**Given instruction:** Exactly as written, write out the lines below from the first to the one containing "text-[#c9c6c0] outline-none placeholder:text-[#55534f]';", inclusive. Pictures do not belong in the copy.

**Recorded information:**
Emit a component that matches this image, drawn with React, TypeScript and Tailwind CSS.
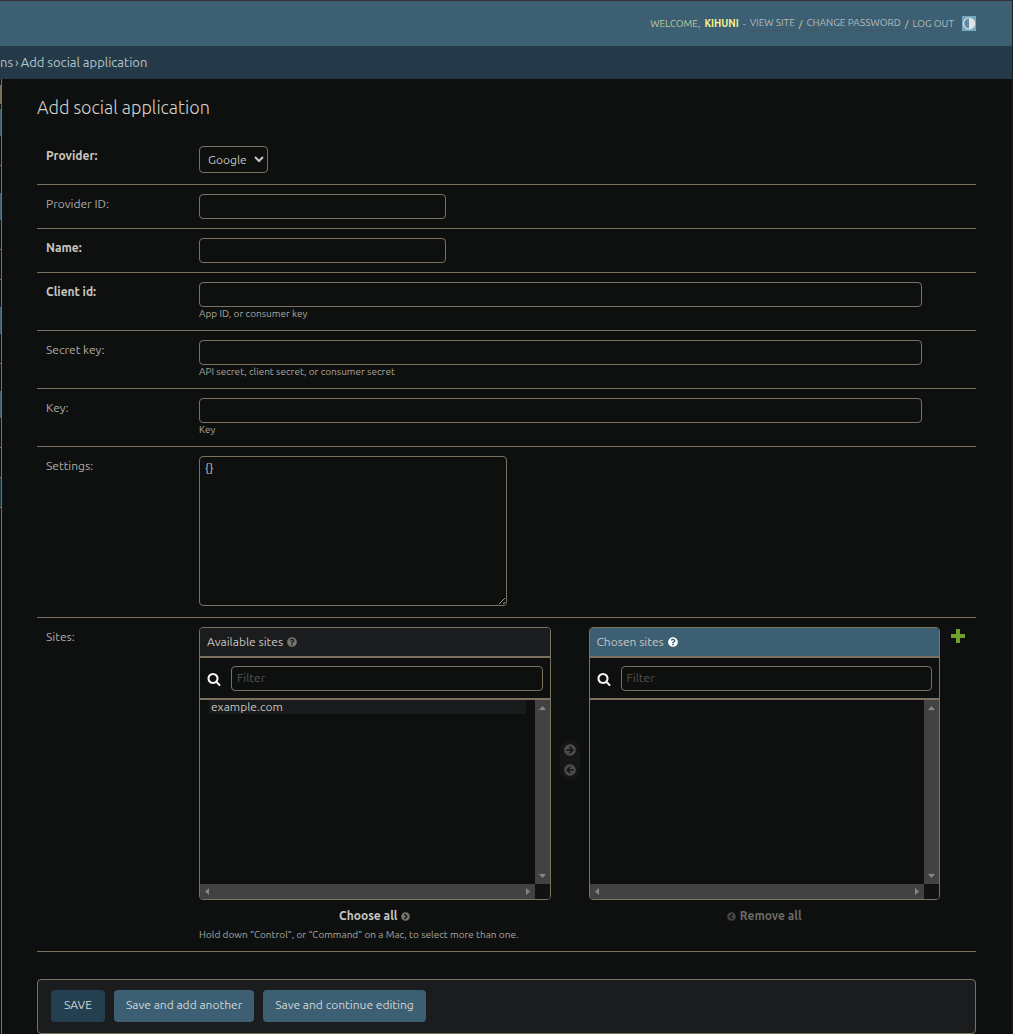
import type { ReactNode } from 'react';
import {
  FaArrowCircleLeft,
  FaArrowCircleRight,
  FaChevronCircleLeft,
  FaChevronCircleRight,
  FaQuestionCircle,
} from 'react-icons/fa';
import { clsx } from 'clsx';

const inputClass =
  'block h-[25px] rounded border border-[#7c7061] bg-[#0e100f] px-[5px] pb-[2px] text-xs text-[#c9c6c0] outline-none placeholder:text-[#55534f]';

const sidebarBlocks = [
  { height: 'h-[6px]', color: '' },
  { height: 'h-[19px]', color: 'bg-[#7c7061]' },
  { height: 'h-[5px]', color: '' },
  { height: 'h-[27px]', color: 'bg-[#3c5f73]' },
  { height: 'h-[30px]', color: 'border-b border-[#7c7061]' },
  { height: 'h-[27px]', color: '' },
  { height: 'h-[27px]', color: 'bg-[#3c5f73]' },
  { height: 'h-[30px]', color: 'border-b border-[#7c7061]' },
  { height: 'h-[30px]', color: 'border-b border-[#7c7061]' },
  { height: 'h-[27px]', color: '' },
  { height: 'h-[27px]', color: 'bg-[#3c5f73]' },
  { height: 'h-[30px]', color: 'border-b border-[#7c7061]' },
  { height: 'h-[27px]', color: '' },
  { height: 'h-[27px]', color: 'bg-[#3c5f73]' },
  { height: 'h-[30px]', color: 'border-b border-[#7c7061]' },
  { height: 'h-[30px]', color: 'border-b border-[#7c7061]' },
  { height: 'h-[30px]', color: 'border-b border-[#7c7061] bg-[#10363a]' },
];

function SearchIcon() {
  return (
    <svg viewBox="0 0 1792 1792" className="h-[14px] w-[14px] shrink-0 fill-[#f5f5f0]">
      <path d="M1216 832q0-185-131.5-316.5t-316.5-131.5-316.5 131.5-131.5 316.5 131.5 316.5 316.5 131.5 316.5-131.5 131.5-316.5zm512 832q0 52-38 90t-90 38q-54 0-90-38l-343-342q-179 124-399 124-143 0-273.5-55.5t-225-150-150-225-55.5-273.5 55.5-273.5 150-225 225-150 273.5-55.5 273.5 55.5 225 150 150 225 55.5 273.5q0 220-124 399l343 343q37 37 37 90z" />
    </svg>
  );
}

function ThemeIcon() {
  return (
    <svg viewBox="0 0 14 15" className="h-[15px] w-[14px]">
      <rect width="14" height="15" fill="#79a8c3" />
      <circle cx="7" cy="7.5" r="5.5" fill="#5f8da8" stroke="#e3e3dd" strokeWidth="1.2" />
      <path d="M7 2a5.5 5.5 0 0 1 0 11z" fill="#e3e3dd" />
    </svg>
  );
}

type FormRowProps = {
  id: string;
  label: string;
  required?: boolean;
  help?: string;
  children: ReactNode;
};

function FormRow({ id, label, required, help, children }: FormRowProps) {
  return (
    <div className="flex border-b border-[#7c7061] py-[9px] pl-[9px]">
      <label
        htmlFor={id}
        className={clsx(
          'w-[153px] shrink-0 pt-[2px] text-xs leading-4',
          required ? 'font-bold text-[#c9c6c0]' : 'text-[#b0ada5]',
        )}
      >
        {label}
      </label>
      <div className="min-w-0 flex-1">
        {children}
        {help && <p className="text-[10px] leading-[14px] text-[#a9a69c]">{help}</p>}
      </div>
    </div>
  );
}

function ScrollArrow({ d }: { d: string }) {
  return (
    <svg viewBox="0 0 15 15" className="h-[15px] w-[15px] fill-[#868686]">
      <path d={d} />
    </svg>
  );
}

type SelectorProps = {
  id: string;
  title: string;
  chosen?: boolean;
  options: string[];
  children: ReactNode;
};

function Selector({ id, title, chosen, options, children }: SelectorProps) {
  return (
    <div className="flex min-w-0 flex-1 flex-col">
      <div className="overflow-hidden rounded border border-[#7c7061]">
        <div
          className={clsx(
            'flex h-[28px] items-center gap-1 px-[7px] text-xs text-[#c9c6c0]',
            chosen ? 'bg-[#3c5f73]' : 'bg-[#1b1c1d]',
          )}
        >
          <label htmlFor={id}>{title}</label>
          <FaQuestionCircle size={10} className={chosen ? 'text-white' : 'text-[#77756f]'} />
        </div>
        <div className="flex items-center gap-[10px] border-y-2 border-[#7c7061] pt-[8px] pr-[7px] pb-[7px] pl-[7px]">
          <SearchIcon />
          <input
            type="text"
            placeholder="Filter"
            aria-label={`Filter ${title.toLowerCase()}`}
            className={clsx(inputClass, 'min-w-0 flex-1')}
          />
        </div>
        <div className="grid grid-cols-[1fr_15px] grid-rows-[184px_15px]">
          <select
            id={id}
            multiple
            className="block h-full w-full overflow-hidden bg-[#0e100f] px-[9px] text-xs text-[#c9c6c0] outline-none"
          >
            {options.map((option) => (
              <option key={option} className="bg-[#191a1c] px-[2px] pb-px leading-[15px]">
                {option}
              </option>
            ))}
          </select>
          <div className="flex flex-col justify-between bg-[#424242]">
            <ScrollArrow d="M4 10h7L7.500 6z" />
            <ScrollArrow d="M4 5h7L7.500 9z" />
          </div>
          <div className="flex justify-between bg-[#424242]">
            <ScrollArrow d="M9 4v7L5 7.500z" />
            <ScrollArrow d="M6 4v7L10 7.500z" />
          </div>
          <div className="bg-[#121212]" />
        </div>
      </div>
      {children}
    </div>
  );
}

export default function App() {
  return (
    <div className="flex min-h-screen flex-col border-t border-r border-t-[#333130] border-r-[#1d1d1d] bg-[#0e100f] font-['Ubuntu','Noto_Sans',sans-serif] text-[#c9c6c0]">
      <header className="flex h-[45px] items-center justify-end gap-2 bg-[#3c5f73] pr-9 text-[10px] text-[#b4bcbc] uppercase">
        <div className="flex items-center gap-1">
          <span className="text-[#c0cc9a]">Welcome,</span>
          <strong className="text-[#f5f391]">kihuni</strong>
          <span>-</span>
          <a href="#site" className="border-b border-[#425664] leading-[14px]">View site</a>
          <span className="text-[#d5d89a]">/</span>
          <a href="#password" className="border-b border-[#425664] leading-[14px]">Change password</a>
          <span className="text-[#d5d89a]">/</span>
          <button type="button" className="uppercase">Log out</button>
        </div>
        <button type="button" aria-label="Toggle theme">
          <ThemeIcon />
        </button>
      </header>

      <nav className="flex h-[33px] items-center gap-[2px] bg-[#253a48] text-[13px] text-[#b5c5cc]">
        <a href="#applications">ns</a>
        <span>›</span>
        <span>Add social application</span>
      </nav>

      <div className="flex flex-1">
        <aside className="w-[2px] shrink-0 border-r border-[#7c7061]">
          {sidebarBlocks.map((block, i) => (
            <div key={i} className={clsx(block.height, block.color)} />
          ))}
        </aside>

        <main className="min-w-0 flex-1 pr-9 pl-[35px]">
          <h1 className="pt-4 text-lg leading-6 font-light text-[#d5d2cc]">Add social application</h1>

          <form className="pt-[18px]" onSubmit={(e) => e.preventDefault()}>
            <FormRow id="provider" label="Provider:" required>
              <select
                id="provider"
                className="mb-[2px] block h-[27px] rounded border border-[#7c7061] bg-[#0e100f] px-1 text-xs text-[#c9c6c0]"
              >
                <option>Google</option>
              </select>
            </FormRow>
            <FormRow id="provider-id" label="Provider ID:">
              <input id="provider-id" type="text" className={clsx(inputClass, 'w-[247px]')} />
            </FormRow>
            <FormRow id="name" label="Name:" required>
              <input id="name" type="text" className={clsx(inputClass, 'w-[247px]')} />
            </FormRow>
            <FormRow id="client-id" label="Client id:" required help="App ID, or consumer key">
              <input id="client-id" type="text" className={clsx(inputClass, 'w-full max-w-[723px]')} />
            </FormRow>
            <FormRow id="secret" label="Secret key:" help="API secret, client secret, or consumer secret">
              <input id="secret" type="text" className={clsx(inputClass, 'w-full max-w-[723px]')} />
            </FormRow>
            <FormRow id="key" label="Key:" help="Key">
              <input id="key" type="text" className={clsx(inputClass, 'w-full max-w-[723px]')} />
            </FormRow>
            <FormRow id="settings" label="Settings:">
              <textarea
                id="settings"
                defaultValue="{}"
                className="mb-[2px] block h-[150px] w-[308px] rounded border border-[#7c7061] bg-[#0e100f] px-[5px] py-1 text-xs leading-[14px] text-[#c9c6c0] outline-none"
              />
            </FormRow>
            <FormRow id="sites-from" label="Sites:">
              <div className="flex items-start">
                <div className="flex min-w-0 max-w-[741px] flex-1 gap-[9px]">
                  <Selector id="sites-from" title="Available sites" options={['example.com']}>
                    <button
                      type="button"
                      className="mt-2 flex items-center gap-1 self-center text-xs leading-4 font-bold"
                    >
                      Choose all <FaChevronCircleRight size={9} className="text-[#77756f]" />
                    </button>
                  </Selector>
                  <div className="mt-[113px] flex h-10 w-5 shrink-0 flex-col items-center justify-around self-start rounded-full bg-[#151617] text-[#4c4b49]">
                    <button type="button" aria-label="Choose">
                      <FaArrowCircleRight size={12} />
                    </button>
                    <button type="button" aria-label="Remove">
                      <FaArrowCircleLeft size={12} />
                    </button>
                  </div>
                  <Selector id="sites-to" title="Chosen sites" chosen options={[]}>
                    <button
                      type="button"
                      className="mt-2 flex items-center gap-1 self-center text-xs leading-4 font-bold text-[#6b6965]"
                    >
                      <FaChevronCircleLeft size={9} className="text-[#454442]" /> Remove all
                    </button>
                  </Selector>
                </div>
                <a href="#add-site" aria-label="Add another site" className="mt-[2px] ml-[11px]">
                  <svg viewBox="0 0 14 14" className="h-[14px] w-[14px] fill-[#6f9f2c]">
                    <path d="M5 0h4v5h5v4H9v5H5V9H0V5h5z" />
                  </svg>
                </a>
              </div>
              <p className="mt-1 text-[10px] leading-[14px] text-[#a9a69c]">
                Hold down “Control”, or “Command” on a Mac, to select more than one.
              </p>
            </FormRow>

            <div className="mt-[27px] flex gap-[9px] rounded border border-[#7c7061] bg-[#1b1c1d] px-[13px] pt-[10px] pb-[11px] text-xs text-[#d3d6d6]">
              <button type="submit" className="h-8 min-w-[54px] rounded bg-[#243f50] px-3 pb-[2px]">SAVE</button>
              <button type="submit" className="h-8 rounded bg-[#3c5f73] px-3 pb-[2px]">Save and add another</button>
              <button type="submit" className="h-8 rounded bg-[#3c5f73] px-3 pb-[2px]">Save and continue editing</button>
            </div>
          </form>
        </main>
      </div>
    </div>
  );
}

**Exercise response:**
Emit a component that matches this image, drawn with React, TypeScript and Tailwind CSS.
import type { ReactNode } from 'react';
import {
  FaArrowCircleLeft,
  FaArrowCircleRight,
  FaChevronCircleLeft,
  FaChevronCircleRight,
  FaQuestionCircle,
} from 'react-icons/fa';
import { clsx } from 'clsx';

const inputClass =
  'block h-[25px] rounded border border-[#7c7061] bg-[#0e100f] px-[5px] pb-[2px] text-xs text-[#c9c6c0] outline-none placeholder:text-[#55534f]';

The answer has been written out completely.